Clyde Y.C. Wu’56, 1931-2015

By

Peter Wortsman

Clyde Y.C. Wu, Columbia University’s longest-serving trustee, a longstanding member of the Columbia-Presbyterian Health Sciences Advisory Council, and one of the most generous and farsighted alumni in the history of P&S, died Oct. 7, 2015.

Dr. Wu, clinical professor of medicine emeritus at the Wayne State University School of Medicine in Detroit, was also a respected cardiopulmonary specialist at Oakwood Hospital in Dearborn, Mich. He served as a member of the Board of Trustees of Columbia University for 13 years, 10 of which he chaired the Health Sciences Committee, overseeing the affairs of the medical center. He also served on the CUMC Board of Advisors.

He and his late wife, Helen, endowed the Clyde and Helen Wu Center for Molecular Cardiology, five professorships, and two assistant professorships. In addition, they sponsored the Clyde and Helen Wu Distinguished Lecture Series and supported many aspects of medical student life, including musical, theatrical, and social activities, and installed a music room in their names at Bard Hall. Their proudest accomplishment was the reestablishment of the relationship between P&S and Peking Union Medical College in Beijing and, through their support of the Sino-American Exchange Program, the fostering of a vigorous exchange of clinical knowledge and expertise between P&S and major medical schools in China, culminating in the endowment of the Wu Family China Center for Health Initiatives.

Born in Hong Kong in 1931, one of nine children, Dr. Wu had a personal and medical odyssey that took him from the hardships and challenges of rural life in the Chinese heartland, where the family fled the Japanese occupation during World War II and where, as a young man, he first felt the calling to medicine, to P&S, where, as one of only two Asian students in his class he fulfilled his boyhood dream of becoming a doctor. His P&S admissions interview with the dean of students, Dr. Aura Severinghaus, made a profound impression on both the interviewee and the interviewer. As a young man, Dr. Severinghaus had been one of a select group of promising medical academics to teach and pursue research on the faculty at PUMC in Beijing. The school was founded in 1921 by the China Medical Board of the Rockefeller Foundation. Dr. Severinghaus warmly welcomed the young applicant, and Dr. Wu never forgot the kindness.

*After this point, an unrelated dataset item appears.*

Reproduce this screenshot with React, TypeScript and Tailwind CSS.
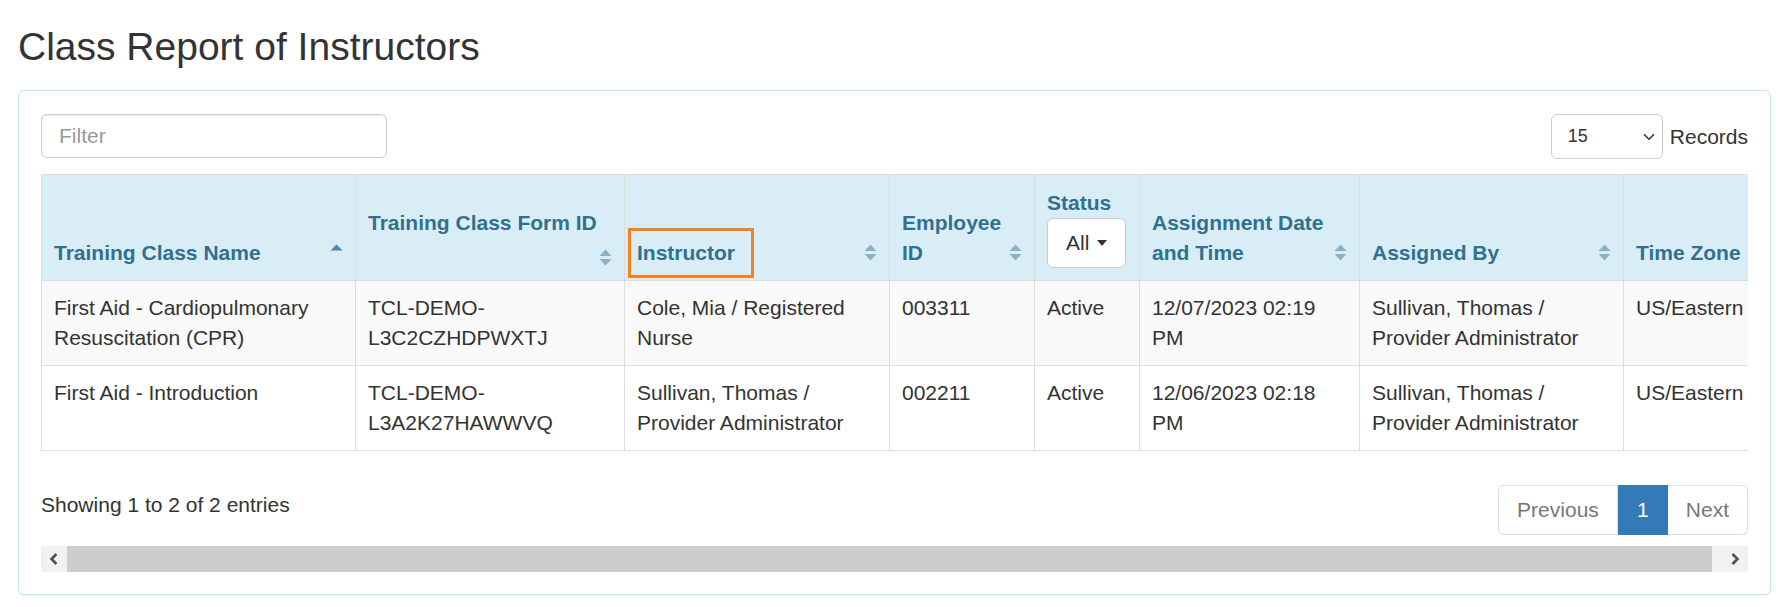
import React from "react";

const SortBoth = ({ bottom }: { bottom: string }) => (
  <svg
    className={`absolute right-[12px] ${bottom}`}
    width="13"
    height="17"
    viewBox="0 0 13 17"
  >
    <polygon points="0.5,7 6.5,0.5 12.5,7" fill="#8ab1c5" />
    <polygon points="0.5,10 12.5,10 6.5,16.5" fill="#8ab1c5" />
  </svg>
);

const SortAsc = () => (
  <svg
    className="absolute right-[12px] bottom-[29px]"
    width="13"
    height="7"
    viewBox="0 0 13 7"
  >
    <polygon points="0.5,6.5 6.5,0.5 12.5,6.5" fill="#4f88a6" />
  </svg>
);

const th =
  "relative border border-[#dddddd] bg-[#d9edf7] px-[12px] pt-[13px] pb-[12px] text-left align-bottom text-[21px] leading-[30px] font-bold text-[#31708f]";
const td =
  "border border-[#dddddd] p-[12px] align-top text-[21px] leading-[30px] text-[#333333]";

const rows = [
  {
    bg: "bg-[#f9f9f9]",
    cells: [
      "First Aid - Cardiopulmonary Resuscitation (CPR)",
      "TCL-DEMO-L3C2CZHDPWXTJ",
      "Cole, Mia / Registered Nurse",
      "003311",
      "Active",
      "12/07/2023 02:19 PM",
      "Sullivan, Thomas / Provider Administrator",
      "US/Eastern",
    ],
  },
  {
    bg: "bg-white",
    cells: [
      "First Aid - Introduction",
      "TCL-DEMO-L3A2K27HAWWVQ",
      "Sullivan, Thomas / Provider Administrator",
      "002211",
      "Active",
      "12/06/2023 02:18 PM",
      "Sullivan, Thomas / Provider Administrator",
      "US/Eastern",
    ],
  },
];

export default function App() {
  return (
    <div className="min-h-[607px] w-[1787px] bg-white font-['Liberation_Sans',Arial,sans-serif] text-[#333333]">
      <div className="pl-[18px] pt-[25px]">
        <h1 className="text-[39px] leading-[43px] font-normal">
          Class Report of Instructors
        </h1>
        <div className="mt-[22px] w-[1753px] rounded-[6px] border border-[#bce8f1] bg-white px-[22px] pt-[23px] pb-[22px] shadow-[0_1px_1px_rgba(0,0,0,0.05)]">
          {/* top row */}
          <div className="flex h-[45px] items-start justify-between">
            <input
              placeholder="Filter"
              className="h-[44px] w-[346px] rounded-[6px] border border-[#cccccc] px-[17px] text-[21px] text-[#555555] shadow-[inset_0_1px_1px_rgba(0,0,0,0.075)] outline-none placeholder:text-[#999999]"
            />
            <div className="flex items-center gap-[7px]">
              <div className="flex h-[45px] w-[112px] items-center justify-between rounded-[6px] border border-[#cccccc] bg-white pl-[16px] pr-[7px]">
                <span className="text-[18px] text-[#333333]">15</span>
                <svg width="12" height="8" viewBox="0 0 12 8">
                  <path
                    d="M1 1.2 L6 6.2 L11 1.2"
                    fill="none"
                    stroke="#333333"
                    strokeWidth="1.6"
                  />
                </svg>
              </div>
              <span className="text-[21px] leading-[30px]">Records</span>
            </div>
          </div>

          {/* table */}
          <div className="mt-[15px] w-full overflow-hidden">
            <table className="w-[1782px] table-fixed border-collapse">
              <thead>
                <tr>
                  <th className={`${th} w-[314px]`}>
                    Training Class Name
                    <SortAsc />
                  </th>
                  <th className={`${th} w-[269px]`}>
                    <div>Training Class Form ID</div>
                    <div className="h-[30px]"></div>
                    <SortBoth bottom="bottom-[14px]" />
                  </th>
                  <th className={`${th} w-[265px]`}>
                    Instructor
                    <div className="pointer-events-none absolute left-[3px] top-[53px] h-[50px] w-[126px] border-[3px] border-[#f5821f]"></div>
                    <SortBoth bottom="bottom-[19px]" />
                  </th>
                  <th className={`${th} w-[145px]`}>
                    Employee ID
                    <SortBoth bottom="bottom-[19px]" />
                  </th>
                  <th className={`${th} w-[105px]`}>
                    <div>Status</div>
                    <div className="inline-flex h-[50px] items-center rounded-[6px] border border-[#cccccc] bg-white px-[18px] font-normal text-[#333333]">
                      <span>All</span>
                      <span className="ml-[8px] h-0 w-0 border-x-[5px] border-t-[6px] border-x-transparent border-t-[#333333]"></span>
                    </div>
                  </th>
                  <th className={`${th} w-[220px]`}>
                    Assignment Date and Time
                    <SortBoth bottom="bottom-[19px]" />
                  </th>
                  <th className={`${th} w-[264px]`}>
                    Assigned By
                    <SortBoth bottom="bottom-[19px]" />
                  </th>
                  <th className={`${th} w-[200px]`}>Time Zone</th>
                </tr>
              </thead>
              <tbody>
                {rows.map((r, i) => (
                  <tr key={i} className={r.bg}>
                    {r.cells.map((c, j) => (
                      <td key={j} className={td}>
                        {c}
                      </td>
                    ))}
                  </tr>
                ))}
              </tbody>
            </table>
          </div>

          {/* footer */}
          <div className="mt-[34px] flex items-start justify-between">
            <div className="pt-[5px] text-[21px] leading-[30px]">
              Showing 1 to 2 of 2 entries
            </div>
            <div className="flex h-[50px] text-[21px] leading-[30px]">
              <div className="flex items-center rounded-l-[6px] border border-[#dddddd] bg-white px-[18px] text-[#777777]">
                Previous
              </div>
              <div className="flex w-[50px] items-center justify-center border border-[#337ab7] bg-[#337ab7] text-white">
                1
              </div>
              <div className="flex items-center rounded-r-[6px] border border-l-0 border-[#dddddd] bg-white px-[18px] text-[#777777]">
                Next
              </div>
            </div>
          </div>

          {/* scrollbar */}
          <div className="mt-[11px] flex h-[26px] w-full">
            <div className="flex w-[26px] items-center justify-center bg-[#f1f1f1]">
              <svg width="10" height="12" viewBox="0 0 10 12">
                <path
                  d="M7.5 1 L2.5 6 L7.5 11"
                  fill="none"
                  stroke="#505050"
                  strokeWidth="2.6"
                />
              </svg>
            </div>
            <div className="flex-1 bg-[#cdcdcd]"></div>
            <div className="flex w-[36px] items-center justify-end bg-[#f1f1f1] pr-[8px]">
              <svg width="10" height="12" viewBox="0 0 10 12">
                <path
                  d="M2.5 1 L7.5 6 L2.5 11"
                  fill="none"
                  stroke="#505050"
                  strokeWidth="2.6"
                />
              </svg>
            </div>
          </div>
        </div>
      </div>
    </div>
  );
}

“First putting the stethoscope to my ear,” as he recalled in an alumni profile, “the thump of the human heart was music to my ears, oh my!”

Dr. Wu interned at the University of Rochester and pursued a medical residency and a fellowship in cardiology at Boston City Hospital, where he engaged in research on the biochemical changes caused by cardiac failure, dividing his time between the clinic and the lab. In 1961 he returned to Hong Kong as a lecturer in cardiology at Hong Kong University Medical School, where he helped start up one of the first cardiac catheterization labs. (As a medical student he had rotated through Bellevue, where Dr. André Cournand and Dickinson Richards’23, who shared a Nobel Prize for their development of heart catheterization, were prominent faculty members.) Returning to the States, he joined the faculty in the Department of Medicine at Wayne State University, where he taught and pursued research on cardiac metabolism under Dr. Richard Bing. He also joined and subsequently became chief of the pulmonary division at Oakwood Hospital and served as a principal member of the cardiac catheterization unit at Detroit General Hospital. Following several years of teaching and research, he decided to devote himself to clinical practice full time. In 1973 he became a fellow of the American College of Cardiology and in 1981 achieved the distinction of fellowship in the Royal College of Physicians.

In 1992 the China Medical Board discontinued support for postdoc fellows from Beijing and Hong Kong who wanted to pursue advanced training in America. At the urging of the dean of Hong Kong University Medical School, Dr. Wu’s sister-in-law, Lady Ivy Wu, agreed to step in and lend her support but only if Dr. Wu would act as an adviser. Dr. and Mrs. Wu enthusiastically participated in the selection process. He later decided to select fellows from the ranks of junior faculty in the Department of Medicine at PUMC and other Chinese medical schools and support their training for a year at P&S.

As the culmination of their commitment to P&S and China, Dr. and Mrs. Wu bequeathed a considerable sum to the endowment of the Wu Family China Center for Health Initiatives. Other Wu family members, including Dr. Wu’s brother, Sir Gordon Wu, have likewise lent their support. “Whether our efforts have done any good in the long run, only history will tell,” Dr. Wu once reflected, “but both sides, Columbia and China, have benefited, and this has brought Helen and myself great joy. You cannot do everything in life, but if you choose the things that you like, and do the things that you like, and do the things that have meaning for you, and know that you have done your best, you can be happy.”

Preceded in death by his wife, Helen, Dr. Wu is survived by two sons, both physicians, Roger, a child psychiatrist, and David, a chest specialist, and four grandchildren. He also is survived by a niece, June Wu’96, a member of the P&S faculty.